By Jené DeSpain, October 25, 2020
By Jené DeSpain, October 25, 2020
My Dewalt drill, my ratchet set, a trusty level, a pair of screwdrivers my Father gave me as a child are some of my beloved, tried & true tools that have steadfastly been a part of every one of my homes’ enhancements for as long as I have been on my own, creating my own places. I love tools. I love tinkering. It’s part of how I infuse myself into the apartments and abodes I have joyously called mine. I’ve been known to tear out a dropped ceiling, install a new tiled shower, or wallpaper every bedroom of many an apartment I have rented.
When the Cold Springs Fires started, I knew my best friend’s home in the Okanogan valley was possibly at risk. She grew up there and fires are a regular aspect of living in Central Washington. There have been many a close call, but somehow she’s always managed to escape the flames. This year, she and so many others, were not so lucky. She called to tell me the lakefront cabin her family had built years ago was absolutely gone. My heart sank. Memories of her birthdays, holidays, and endless Summers up at the cabin ran through my head. She asked if I could come up as soon as possible and help her re-build. I immediately scanned my schedule to see where could I sneak in a break to go see her. She also asked if I could bring my incredibly talented arborist friend to help clear the numerous Ponderosa Pines that once stood towering over the landscape. Their deeply charred remains would have to be removed to safely build on the land again. We packed up my friend’s truck and headed north with a collection of chain saws and the coolest arborist climbing tools I’ve ever seen.

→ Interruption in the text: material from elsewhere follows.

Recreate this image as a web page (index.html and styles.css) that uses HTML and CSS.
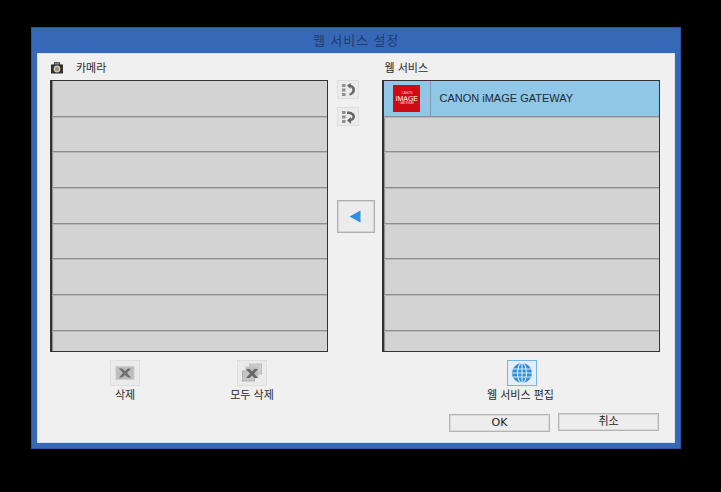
FILE: index.html
```html
<!DOCTYPE html>
<html lang="ko">
<head>
<meta charset="utf-8">
<title>웹 서비스 설정</title>
<link rel="stylesheet" href="styles.css">
</head>
<body>
<div class="window">
  <div class="titlebar">웹 서비스 설정</div>
  <div class="client">
    <div class="panes">
      <section class="pane">
        <div class="pane-label">
          <svg class="cam" width="14" height="13" viewBox="0 0 14 13"><path d="M1 3.500h2.500l1-2.500h5l1 2.500H13v9H1z" fill="#2e2e2e"/><path d="M5 1.500h4l.7 2H4.300z" fill="#888"/><circle cx="7" cy="8" r="3.400" fill="#c4c4c4"/><circle cx="7" cy="8" r="2" fill="#a8905f"/></svg>
          <span>카메라</span>
        </div>
        <div class="list">
          <div class="row"></div><div class="row"></div><div class="row"></div><div class="row"></div>
          <div class="row"></div><div class="row"></div><div class="row"></div><div class="row row-last"></div>
        </div>
      </section>
      <div class="middle">
        <div class="small-buttons">
          <div class="small-btn">
            <svg width="16" height="14" viewBox="0 0 16 14"><path d="M2 1h3.500v3H2zM2 5.500h3.500v3H2zM2 10h3.500v3H2z" fill="#8f8f8f"/><path d="M7 2.500 10.500 0v1.700c2.800.5 4.500 2.400 4.500 5 0 2.800-2 5-5.500 6V10.500c1.800-.7 2.800-2 2.800-3.800 0-1.400-.7-2.400-1.800-2.800V6z" fill="#666"/></svg>
          </div>
          <div class="small-btn">
            <svg width="16" height="14" viewBox="0 0 16 14"><path d="M2 1h3.500v3H2zM2 5.500h3.500v3H2zM2 10h3.500v3H2z" fill="#8f8f8f"/><path d="M7 1.500c4.500-.3 8 1.800 8 5 0 2.300-1.500 4-4 4.700V14L7 10.500 11 7v1.800c.9-.5 1.400-1.300 1.400-2.300 0-1.600-2.200-2.700-5.400-2.500z" fill="#666"/></svg>
          </div>
        </div>
        <div class="move-btn"><svg width="12" height="13" viewBox="0 0 12 13"><path d="M0.500 6.500 11.500 .5v12z" fill="#2f8fdc"/></svg></div>
      </div>
      <section class="pane pane-right">
        <div class="pane-label"><span>웹 서비스</span></div>
        <div class="list">
          <div class="row row-selected">
            <div class="logo-cell"><div class="logo"><span class="logo-top">CANON</span><span class="logo-main">iMAGE</span><span class="logo-top">GATEWAY</span></div></div>
            <div class="service-name">CANON iMAGE GATEWAY</div>
          </div>
          <div class="row"></div><div class="row"></div><div class="row"></div>
          <div class="row"></div><div class="row"></div><div class="row"></div><div class="row row-last"></div>
        </div>
      </section>
    </div>
    <div class="tools">
      <div class="tool tool-delete">
        <div class="tool-icon">
          <svg width="20" height="16" viewBox="0 0 20 16"><rect x="1" y="1.500" width="18" height="13" fill="#bdbdbd" stroke="#cbcbcb"/><path d="M4 3.500h3L10 6l3-2.500h3L12 8l4 4.500h-3L10 10l-3 2.500H4L8 8z" fill="#6e6e6e"/></svg>
        </div>
        <div class="tool-label">삭제</div>
      </div>
      <div class="tool tool-delete-all">
        <div class="tool-icon">
          <svg width="22" height="20" viewBox="0 0 22 20"><rect x="8.500" y="1" width="12" height="10" fill="#cdcdcd" stroke="#bdbdbd"/><rect x="5" y="4" width="12" height="10" fill="#bdbdbd" stroke="#c6c6c6"/><rect x="1.500" y="8" width="12" height="10" fill="#c6c6c6" stroke="#b0b0b0"/><path d="M5 6h3.500L11 8.500 13.500 6H17l-4 4.500 4 4.500h-3.500L11 12.500 8.500 15H5l4-4.500z" fill="#666"/></svg>
        </div>
        <div class="tool-label">모두 삭제</div>
      </div>
      <div class="tool tool-edit">
        <div class="tool-icon tool-icon-active">
          <svg width="22" height="22" viewBox="0 0 22 22"><circle cx="11" cy="11" r="10" fill="#2f8fd8"/><g fill="none" stroke="#d6ecfa" stroke-width="1.100"><ellipse cx="11" cy="11" rx="4.500" ry="10"/><path d="M11 1v20M1.800 7h18.400M1 11h20M1.800 15h18.400"/></g></svg>
        </div>
        <div class="tool-label tool-label-edit">웹 서비스 편집</div>
      </div>
    </div>
    <div class="actions">
      <button class="btn btn-ok" type="button">OK</button>
      <button class="btn btn-cancel" type="button">취소</button>
    </div>
  </div>
</div>
</body>
</html>
```
FILE: styles.css
```css
* { box-sizing: border-box; }
html, body { margin: 0; height: 100%; }
body {
  background: #000;
  padding: 27px 0 0 31px;
  font-family: "Noto Sans CJK KR", "Liberation Sans", sans-serif;
  font-size: 11px;
  color: #2a2a2a;
}
.window {
  width: 650px;
  height: 422px;
  background: #3768b8;
  border: 1px solid #2a57a0;
  padding: 0 5px 5px;
  display: flex;
  flex-direction: column;
}
.titlebar {
  height: 25px;
  line-height: 23px;
  text-align: center;
  font-size: 13px;
  color: #1f3c6c;
  letter-spacing: .9px;
}
.client {
  flex: 1;
  background: #f0f0f0;
  border: 1px solid #d9dfe9;
  padding: 0 14px 0 12px;
  display: flex;
  flex-direction: column;
}
.panes { display: flex; }
.pane { width: 278px; }
.pane-right { width: 278px; }
.pane-label {
  height: 26px;
  display: flex;
  align-items: center;
  font-size: 11px;
  line-height: 14px;
}
.pane-right .pane-label { padding-left: 2px; }
.cam { margin-right: 12px; }
.list {
  height: 272px;
  border: 1px solid #333;
  border-left-width: 2px;
  background: #d3d3d3;
  overflow: hidden;
  box-shadow: inset 2px 0 1px -1px #8a8a8a;
}
.row {
  height: 35.700px;
  border-bottom: 1px solid #8e8e8e;
  box-shadow: 0 1px 0 #b8b8b8;
  display: flex;
}
.row-last { border-bottom: 0; box-shadow: none; }
.row-selected { background: #90c6e6; }
.logo-cell {
  width: 47px;
  border-right: 1px solid #7f9db3;
  display: flex;
  align-items: center;
  padding-left: 9px;
}
.logo {
  width: 27px;
  height: 27px;
  background: #cf0a12;
  color: #f6d6d6;
  display: flex;
  flex-direction: column;
  align-items: center;
  justify-content: center;
  font-family: "Liberation Sans", sans-serif;
  line-height: 5px;
}
.logo-top { font-size: 3px; }
.logo-main { font-size: 7px; color: #fff; }
.service-name {
  padding-left: 8px;
  font-family: "Liberation Sans", sans-serif;
  font-size: 11px;
  line-height: 34px;
  color: #1d2a33;
}
.middle {
  width: 55px;
  padding: 26px 0 0 9px;
}
.small-buttons { display: flex; flex-direction: column; gap: 8px; }
.small-btn {
  width: 22px;
  height: 19px;
  background: #ebebeb;
  border: 1px solid #dedede;
  display: flex;
  align-items: center;
  justify-content: center;
}
.move-btn {
  width: 38px;
  height: 33px;
  margin-top: 74px;
  padding-right: 2px;
  background: #ececec;
  border: 1px solid #b0b0b0;
  box-shadow: inset 0 0 0 1px #d4d4d4;
  display: flex;
  align-items: center;
  justify-content: center;
}
.tools {
  display: flex;
  padding-top: 8px;
  height: 61px;
}
.tool {
  display: flex;
  flex-direction: column;
  align-items: center;
  width: 80px;
}
.tool-delete { margin-left: 35px; }
.tool-delete-all { margin-left: 47px; }
.tool-edit { margin-left: 175px; width: 110px; }
.tool-icon {
  width: 30px;
  height: 26px;
  background: #ebebeb;
  border: 1px solid #dedede;
  display: flex;
  align-items: center;
  justify-content: center;
}
.tool-icon-active {
  background: #e3eef8;
  border: 1px solid #6fb6ee;
}
.tool-label {
  line-height: 16px;
  font-size: 11px;
}
.tool-label-edit { margin-right: 3px; }
.actions {
  display: flex;
  justify-content: flex-end;
  gap: 8px;
  padding-right: 1px;
  align-items: flex-start;
}
.btn {
  width: 101px;
  height: 18px;
  padding: 0;
  border: 1px solid #b4b4b4;
  box-shadow: inset 0 0 0 1px #dadada;
  border-radius: 0;
  background: #ededed;
  color: #222;
  font: 11px/14px "DejaVu Sans", "Noto Sans CJK KR", sans-serif;
}
.btn-ok { margin-top: 1px; }
```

I wasn’t prepared for the loss. Is there really any way to ever prepare one’s self to return to the site of what once was “home” after it’s been destroyed in a natural disaster? After a tour of the property, we established a plan and got to work. The stately trees that once offered shelter, protection, and shade now were a lingering danger. We went to the truck, I was given two hand held chainsaws and directed how to safely operate them, and I headed up the slope to start cleaning, clearing, and hauling the fire damaged limbs off the felled trees. Covered in soot, debris, and charred bark in a just a few minutes in, I settled into the familiar comfort of working with a power tool. The satisfaction of the weight of the saw in my hands, the mental focus that quiets out the noise of the world around as the blade whirls under my direction, the reward of a tired body at the end of a long day of physical labor. It was a bittersweet scenery. Hard and heart wrenching to cut down such once gorgeous trees, trees much older than any of us, who had been such wonderful company over our decades up at the lake. Yet healing to move forward towards re-establishing a place for us to create home. It was an honor to be called to be there, to be a part of the crew who had the dignity of engaging the emotional work clearing the fire debris from the land, to be entrusted to tend to the task of starting again.
To anyone who was impacted by the fires this year, to anyone who lost their home; my heart is with you. I send my deep condolences for your loss and wishes of compassion and hope for the homes awaiting you in your future. For the soothing comfort you will build there.